**Exercise description**
Lines that include the word "this" are the ones to copy.

::: Raw data

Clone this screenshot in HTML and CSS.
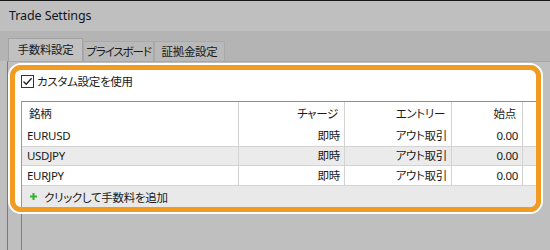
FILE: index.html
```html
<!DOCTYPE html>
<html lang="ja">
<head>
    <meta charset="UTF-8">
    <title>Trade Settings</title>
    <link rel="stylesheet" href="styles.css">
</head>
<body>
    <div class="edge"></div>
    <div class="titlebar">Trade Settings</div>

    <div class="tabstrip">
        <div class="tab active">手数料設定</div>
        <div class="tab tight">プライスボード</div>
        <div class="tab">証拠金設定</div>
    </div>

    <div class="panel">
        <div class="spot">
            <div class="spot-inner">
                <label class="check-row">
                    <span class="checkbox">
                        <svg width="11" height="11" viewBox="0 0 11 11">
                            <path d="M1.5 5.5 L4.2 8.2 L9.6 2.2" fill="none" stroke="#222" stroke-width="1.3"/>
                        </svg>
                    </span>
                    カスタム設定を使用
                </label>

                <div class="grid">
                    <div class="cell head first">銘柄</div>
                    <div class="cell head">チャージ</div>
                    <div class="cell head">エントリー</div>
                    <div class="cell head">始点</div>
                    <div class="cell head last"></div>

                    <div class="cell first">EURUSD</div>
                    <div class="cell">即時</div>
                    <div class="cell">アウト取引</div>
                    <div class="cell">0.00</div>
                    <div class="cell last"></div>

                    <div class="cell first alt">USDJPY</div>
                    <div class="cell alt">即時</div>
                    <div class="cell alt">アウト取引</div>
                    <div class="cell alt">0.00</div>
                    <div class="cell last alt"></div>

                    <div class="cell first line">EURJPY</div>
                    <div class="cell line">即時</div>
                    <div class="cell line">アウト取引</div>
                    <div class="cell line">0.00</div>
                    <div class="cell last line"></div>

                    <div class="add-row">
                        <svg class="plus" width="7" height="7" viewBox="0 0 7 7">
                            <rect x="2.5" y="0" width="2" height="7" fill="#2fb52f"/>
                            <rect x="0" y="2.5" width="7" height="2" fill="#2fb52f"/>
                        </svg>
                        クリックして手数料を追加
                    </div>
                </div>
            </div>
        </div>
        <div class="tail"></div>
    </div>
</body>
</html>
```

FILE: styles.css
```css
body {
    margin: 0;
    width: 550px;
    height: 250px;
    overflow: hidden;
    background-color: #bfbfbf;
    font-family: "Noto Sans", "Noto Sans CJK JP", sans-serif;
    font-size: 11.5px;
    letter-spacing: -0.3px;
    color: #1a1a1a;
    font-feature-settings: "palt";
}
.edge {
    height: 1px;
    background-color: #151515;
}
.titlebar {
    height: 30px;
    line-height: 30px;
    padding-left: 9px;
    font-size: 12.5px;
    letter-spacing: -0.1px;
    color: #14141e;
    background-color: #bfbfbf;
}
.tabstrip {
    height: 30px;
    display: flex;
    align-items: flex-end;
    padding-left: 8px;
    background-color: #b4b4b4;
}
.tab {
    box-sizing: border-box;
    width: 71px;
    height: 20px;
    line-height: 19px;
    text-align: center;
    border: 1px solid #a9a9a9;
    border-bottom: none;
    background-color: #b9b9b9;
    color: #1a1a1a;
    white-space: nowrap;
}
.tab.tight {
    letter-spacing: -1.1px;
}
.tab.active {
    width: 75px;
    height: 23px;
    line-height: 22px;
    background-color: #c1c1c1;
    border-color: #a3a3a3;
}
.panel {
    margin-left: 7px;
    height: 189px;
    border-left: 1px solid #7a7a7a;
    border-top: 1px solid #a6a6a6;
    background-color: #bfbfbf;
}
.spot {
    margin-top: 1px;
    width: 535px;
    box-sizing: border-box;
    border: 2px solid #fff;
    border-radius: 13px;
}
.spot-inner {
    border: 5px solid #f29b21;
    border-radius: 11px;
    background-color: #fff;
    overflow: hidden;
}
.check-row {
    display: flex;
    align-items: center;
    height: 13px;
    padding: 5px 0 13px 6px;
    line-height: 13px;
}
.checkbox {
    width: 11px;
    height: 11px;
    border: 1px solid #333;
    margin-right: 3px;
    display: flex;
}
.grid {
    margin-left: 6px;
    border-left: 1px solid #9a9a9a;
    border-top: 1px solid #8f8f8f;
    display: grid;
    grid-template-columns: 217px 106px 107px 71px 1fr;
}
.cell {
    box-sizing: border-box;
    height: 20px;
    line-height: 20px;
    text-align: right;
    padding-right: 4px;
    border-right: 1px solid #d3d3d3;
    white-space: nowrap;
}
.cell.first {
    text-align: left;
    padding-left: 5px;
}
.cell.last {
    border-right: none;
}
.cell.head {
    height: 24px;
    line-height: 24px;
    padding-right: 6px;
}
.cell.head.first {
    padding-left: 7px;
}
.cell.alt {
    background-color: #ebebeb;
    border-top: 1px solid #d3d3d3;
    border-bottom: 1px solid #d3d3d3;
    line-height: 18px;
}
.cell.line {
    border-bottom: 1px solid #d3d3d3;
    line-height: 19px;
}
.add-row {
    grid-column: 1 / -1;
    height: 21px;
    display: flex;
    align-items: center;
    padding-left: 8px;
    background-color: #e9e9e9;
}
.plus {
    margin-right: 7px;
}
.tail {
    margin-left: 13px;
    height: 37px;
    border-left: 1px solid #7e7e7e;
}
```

::::::
::: Raw data

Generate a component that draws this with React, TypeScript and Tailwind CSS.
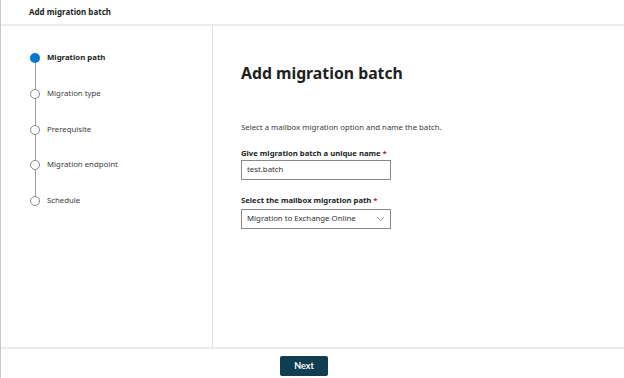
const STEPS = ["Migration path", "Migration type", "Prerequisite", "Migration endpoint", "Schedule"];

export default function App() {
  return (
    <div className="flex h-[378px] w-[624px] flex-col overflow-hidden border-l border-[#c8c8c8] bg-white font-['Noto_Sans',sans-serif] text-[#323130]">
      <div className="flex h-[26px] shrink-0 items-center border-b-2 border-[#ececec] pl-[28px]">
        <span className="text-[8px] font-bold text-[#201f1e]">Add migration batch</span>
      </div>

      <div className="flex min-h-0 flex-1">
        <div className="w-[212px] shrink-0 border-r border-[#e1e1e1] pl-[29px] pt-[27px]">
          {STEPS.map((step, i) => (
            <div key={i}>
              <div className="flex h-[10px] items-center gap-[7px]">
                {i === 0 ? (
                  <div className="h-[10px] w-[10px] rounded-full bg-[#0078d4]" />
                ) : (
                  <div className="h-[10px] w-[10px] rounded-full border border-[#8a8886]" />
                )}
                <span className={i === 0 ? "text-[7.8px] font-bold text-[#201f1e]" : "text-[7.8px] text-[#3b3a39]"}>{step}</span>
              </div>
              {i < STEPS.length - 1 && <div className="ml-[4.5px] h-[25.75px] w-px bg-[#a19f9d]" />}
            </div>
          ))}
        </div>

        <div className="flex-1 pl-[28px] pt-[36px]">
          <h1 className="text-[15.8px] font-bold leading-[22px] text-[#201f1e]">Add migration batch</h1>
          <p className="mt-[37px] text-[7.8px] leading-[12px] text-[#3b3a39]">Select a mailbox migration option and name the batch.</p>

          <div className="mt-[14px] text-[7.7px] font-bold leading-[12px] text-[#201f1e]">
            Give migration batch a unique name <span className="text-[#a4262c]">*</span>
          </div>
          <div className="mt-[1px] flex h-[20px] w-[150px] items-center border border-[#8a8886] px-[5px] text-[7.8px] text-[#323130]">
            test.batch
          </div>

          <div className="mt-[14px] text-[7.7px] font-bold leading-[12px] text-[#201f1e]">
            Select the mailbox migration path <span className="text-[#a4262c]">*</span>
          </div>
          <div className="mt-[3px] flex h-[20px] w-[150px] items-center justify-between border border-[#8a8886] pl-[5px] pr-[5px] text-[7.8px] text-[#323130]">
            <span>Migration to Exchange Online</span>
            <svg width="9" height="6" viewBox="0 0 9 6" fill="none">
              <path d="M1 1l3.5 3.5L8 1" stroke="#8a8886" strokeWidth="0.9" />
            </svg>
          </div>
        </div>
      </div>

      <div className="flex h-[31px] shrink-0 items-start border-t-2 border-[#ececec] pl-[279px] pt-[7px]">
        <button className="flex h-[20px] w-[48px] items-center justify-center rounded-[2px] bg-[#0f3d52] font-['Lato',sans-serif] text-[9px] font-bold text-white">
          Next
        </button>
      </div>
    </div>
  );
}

::::::

**Written solution**
Clone this screenshot in HTML and CSS.
Generate a component that draws this with React, TypeScript and Tailwind CSS.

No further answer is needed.